** Start of Stored data **
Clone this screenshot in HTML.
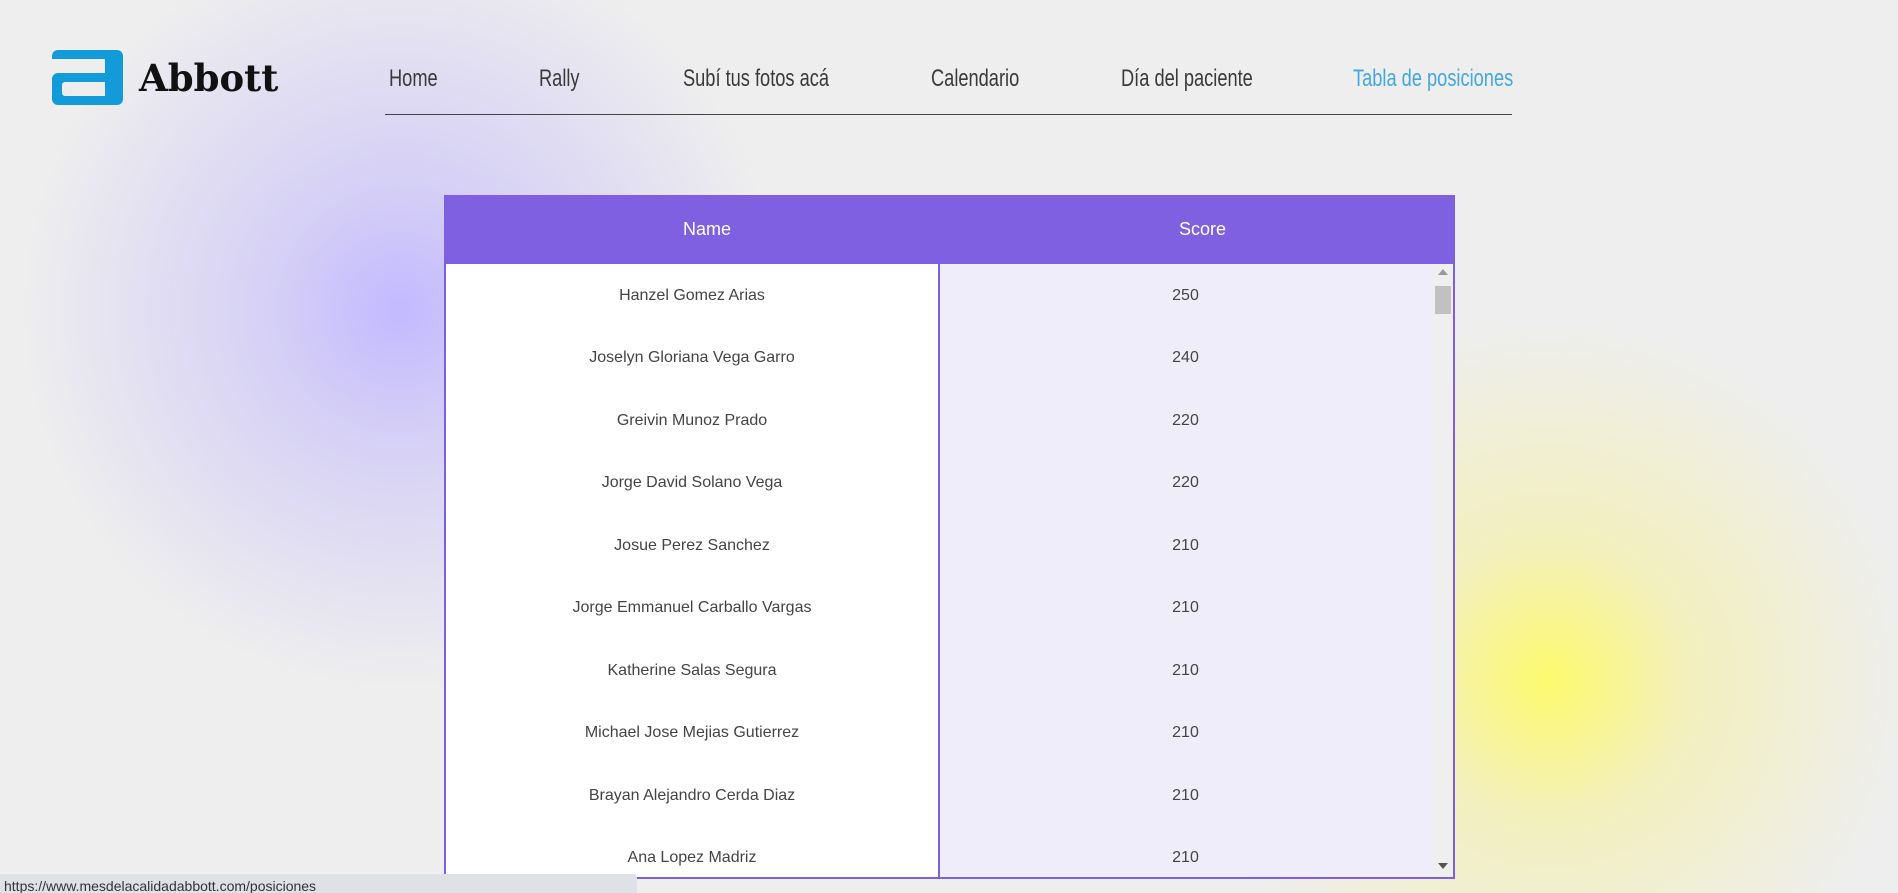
<!DOCTYPE html>
<html><head><meta charset="utf-8"><style>
html,body{margin:0;padding:0;width:1898px;height:893px;overflow:hidden;font-family:"Liberation Sans",sans-serif}
body{position:relative;background:
radial-gradient(circle at 1550px 680px, rgba(253,250,110,1) 0px, rgba(245,240,170,.7) 140px, rgba(238,238,236,0) 360px),
radial-gradient(circle at 400px 310px, rgba(195,185,255,1) 0px, rgba(205,198,248,.75) 130px, rgba(236,236,240,0) 380px),
#eeeeee}
.nav{position:absolute;top:65px;font-size:24px;color:#3a3a3a;transform:scaleX(.76);transform-origin:left;white-space:nowrap}
.ul{position:absolute;left:385px;top:114px;width:1127px;height:1px;background:#444}
.tbl{position:absolute;left:444px;top:195px;width:1007px;height:681px;border:2px solid #7e5fe0;border-top:1px solid #7e5fe0;background:#fff;overflow:hidden}
.hd{position:absolute;left:0;top:0;width:100%;height:68px;background:#7e60e0;color:#fff;font-size:18px}
.hd span{position:absolute;top:23px}
.rc{position:absolute;left:492px;top:68px;width:515px;height:613px;background:#efedfa;border-left:2px solid #7e5fe0}
.row{position:absolute;font-size:16px;color:#444;text-align:center;margin-top:2px}
.sb{position:absolute;left:987px;top:68px;width:20px;height:613px;background:#efefef}
</style></head><body>
<svg style="position:absolute;left:52px;top:50px" width="71" height="55" viewBox="0 0 71 55"><path d="M6 0 H65 A6 6 0 0 1 71 6 V49 A6 6 0 0 1 65 55 H6 A6 6 0 0 1 0 49 V29 A6 6 0 0 1 6 23 H53 V9 H0 V6 A6 6 0 0 1 6 0 Z M13 32 A3 3 0 0 0 10 35 V43 A3 3 0 0 0 13 46 H53 V32 Z" fill="#139bd9" fill-rule="evenodd"/></svg>
<div style="position:absolute;left:139px;top:56px;font-family:'DejaVu Serif',serif;font-weight:bold;font-size:37px;color:#111">Abbott</div>
<div class="nav" style="left:389px">Home</div>
<div class="nav" style="left:539px">Rally</div>
<div class="nav" style="left:683px">Subí tus fotos acá</div>
<div class="nav" style="left:931px">Calendario</div>
<div class="nav" style="left:1121px">Día del paciente</div>
<div class="nav" style="left:1353px;color:#45a7e0">Tabla de posiciones</div>
<div class="ul"></div>
<div class="tbl">
<div class="hd"><span style="left:237px">Name</span><span style="left:733px">Score</span></div>
<div class="rc"></div>
<div class="sb"><div style="position:absolute;left:5px;top:5px;border:5px solid transparent;border-bottom:6px solid #999;border-top:0"></div><div style="position:absolute;left:2px;top:22px;width:16px;height:28px;background:#c1c1c1"></div><div style="position:absolute;left:5px;bottom:8px;border:5px solid transparent;border-top:6px solid #555;border-bottom:0"></div></div>
<div class="row" style="left:0;width:492px;top:89px">Hanzel Gomez Arias</div><div class="row" style="left:492px;width:495px;top:89px">250</div>
<div class="row" style="left:0;width:492px;top:151px">Joselyn Gloriana Vega Garro</div><div class="row" style="left:492px;width:495px;top:151px">240</div>
<div class="row" style="left:0;width:492px;top:214px">Greivin Munoz Prado</div><div class="row" style="left:492px;width:495px;top:214px">220</div>
<div class="row" style="left:0;width:492px;top:276px">Jorge David Solano Vega</div><div class="row" style="left:492px;width:495px;top:276px">220</div>
<div class="row" style="left:0;width:492px;top:339px">Josue Perez Sanchez</div><div class="row" style="left:492px;width:495px;top:339px">210</div>
<div class="row" style="left:0;width:492px;top:401px">Jorge Emmanuel Carballo Vargas</div><div class="row" style="left:492px;width:495px;top:401px">210</div>
<div class="row" style="left:0;width:492px;top:464px">Katherine Salas Segura</div><div class="row" style="left:492px;width:495px;top:464px">210</div>
<div class="row" style="left:0;width:492px;top:526px">Michael Jose Mejias Gutierrez</div><div class="row" style="left:492px;width:495px;top:526px">210</div>
<div class="row" style="left:0;width:492px;top:589px">Brayan Alejandro Cerda Diaz</div><div class="row" style="left:492px;width:495px;top:589px">210</div>
<div class="row" style="left:0;width:492px;top:651px">Ana Lopez Madriz</div><div class="row" style="left:492px;width:495px;top:651px">210</div>
</div>
<div style="position:absolute;left:0;top:874px;width:637px;height:19px;background:#dee1e6;border-top-right-radius:4px;font-size:14px;color:#333;padding-left:4px;line-height:24px;box-sizing:border-box;overflow:hidden">https://www.mesdelacalidadabbott.com/posiciones</div>
</body></html>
** End of Stored data **
> _Work instructions_
Repeat the listing verbatim. Skip the pictures.

> _Complete response_
Clone this screenshot in HTML.
<!DOCTYPE html>
<html><head><meta charset="utf-8"><style>
html,body{margin:0;padding:0;width:1898px;height:893px;overflow:hidden;font-family:"Liberation Sans",sans-serif}
body{position:relative;background:
radial-gradient(circle at 1550px 680px, rgba(253,250,110,1) 0px, rgba(245,240,170,.7) 140px, rgba(238,238,236,0) 360px),
radial-gradient(circle at 400px 310px, rgba(195,185,255,1) 0px, rgba(205,198,248,.75) 130px, rgba(236,236,240,0) 380px),
#eeeeee}
.nav{position:absolute;top:65px;font-size:24px;color:#3a3a3a;transform:scaleX(.76);transform-origin:left;white-space:nowrap}
.ul{position:absolute;left:385px;top:114px;width:1127px;height:1px;background:#444}
.tbl{position:absolute;left:444px;top:195px;width:1007px;height:681px;border:2px solid #7e5fe0;border-top:1px solid #7e5fe0;background:#fff;overflow:hidden}
.hd{position:absolute;left:0;top:0;width:100%;height:68px;background:#7e60e0;color:#fff;font-size:18px}
.hd span{position:absolute;top:23px}
.rc{position:absolute;left:492px;top:68px;width:515px;height:613px;background:#efedfa;border-left:2px solid #7e5fe0}
.row{position:absolute;font-size:16px;color:#444;text-align:center;margin-top:2px}
.sb{position:absolute;left:987px;top:68px;width:20px;height:613px;background:#efefef}
</style></head><body>
<svg style="position:absolute;left:52px;top:50px" width="71" height="55" viewBox="0 0 71 55"><path d="M6 0 H65 A6 6 0 0 1 71 6 V49 A6 6 0 0 1 65 55 H6 A6 6 0 0 1 0 49 V29 A6 6 0 0 1 6 23 H53 V9 H0 V6 A6 6 0 0 1 6 0 Z M13 32 A3 3 0 0 0 10 35 V43 A3 3 0 0 0 13 46 H53 V32 Z" fill="#139bd9" fill-rule="evenodd"/></svg>
<div style="position:absolute;left:139px;top:56px;font-family:'DejaVu Serif',serif;font-weight:bold;font-size:37px;color:#111">Abbott</div>
<div class="nav" style="left:389px">Home</div>
<div class="nav" style="left:539px">Rally</div>
<div class="nav" style="left:683px">Subí tus fotos acá</div>
<div class="nav" style="left:931px">Calendario</div>
<div class="nav" style="left:1121px">Día del paciente</div>
<div class="nav" style="left:1353px;color:#45a7e0">Tabla de posiciones</div>
<div class="ul"></div>
<div class="tbl">
<div class="hd"><span style="left:237px">Name</span><span style="left:733px">Score</span></div>
<div class="rc"></div>
<div class="sb"><div style="position:absolute;left:5px;top:5px;border:5px solid transparent;border-bottom:6px solid #999;border-top:0"></div><div style="position:absolute;left:2px;top:22px;width:16px;height:28px;background:#c1c1c1"></div><div style="position:absolute;left:5px;bottom:8px;border:5px solid transparent;border-top:6px solid #555;border-bottom:0"></div></div>
<div class="row" style="left:0;width:492px;top:89px">Hanzel Gomez Arias</div><div class="row" style="left:492px;width:495px;top:89px">250</div>
<div class="row" style="left:0;width:492px;top:151px">Joselyn Gloriana Vega Garro</div><div class="row" style="left:492px;width:495px;top:151px">240</div>
<div class="row" style="left:0;width:492px;top:214px">Greivin Munoz Prado</div><div class="row" style="left:492px;width:495px;top:214px">220</div>
<div class="row" style="left:0;width:492px;top:276px">Jorge David Solano Vega</div><div class="row" style="left:492px;width:495px;top:276px">220</div>
<div class="row" style="left:0;width:492px;top:339px">Josue Perez Sanchez</div><div class="row" style="left:492px;width:495px;top:339px">210</div>
<div class="row" style="left:0;width:492px;top:401px">Jorge Emmanuel Carballo Vargas</div><div class="row" style="left:492px;width:495px;top:401px">210</div>
<div class="row" style="left:0;width:492px;top:464px">Katherine Salas Segura</div><div class="row" style="left:492px;width:495px;top:464px">210</div>
<div class="row" style="left:0;width:492px;top:526px">Michael Jose Mejias Gutierrez</div><div class="row" style="left:492px;width:495px;top:526px">210</div>
<div class="row" style="left:0;width:492px;top:589px">Brayan Alejandro Cerda Diaz</div><div class="row" style="left:492px;width:495px;top:589px">210</div>
<div class="row" style="left:0;width:492px;top:651px">Ana Lopez Madriz</div><div class="row" style="left:492px;width:495px;top:651px">210</div>
</div>
<div style="position:absolute;left:0;top:874px;width:637px;height:19px;background:#dee1e6;border-top-right-radius:4px;font-size:14px;color:#333;padding-left:4px;line-height:24px;box-sizing:border-box;overflow:hidden">https://www.mesdelacalidadabbott.com/posiciones</div>
</body></html>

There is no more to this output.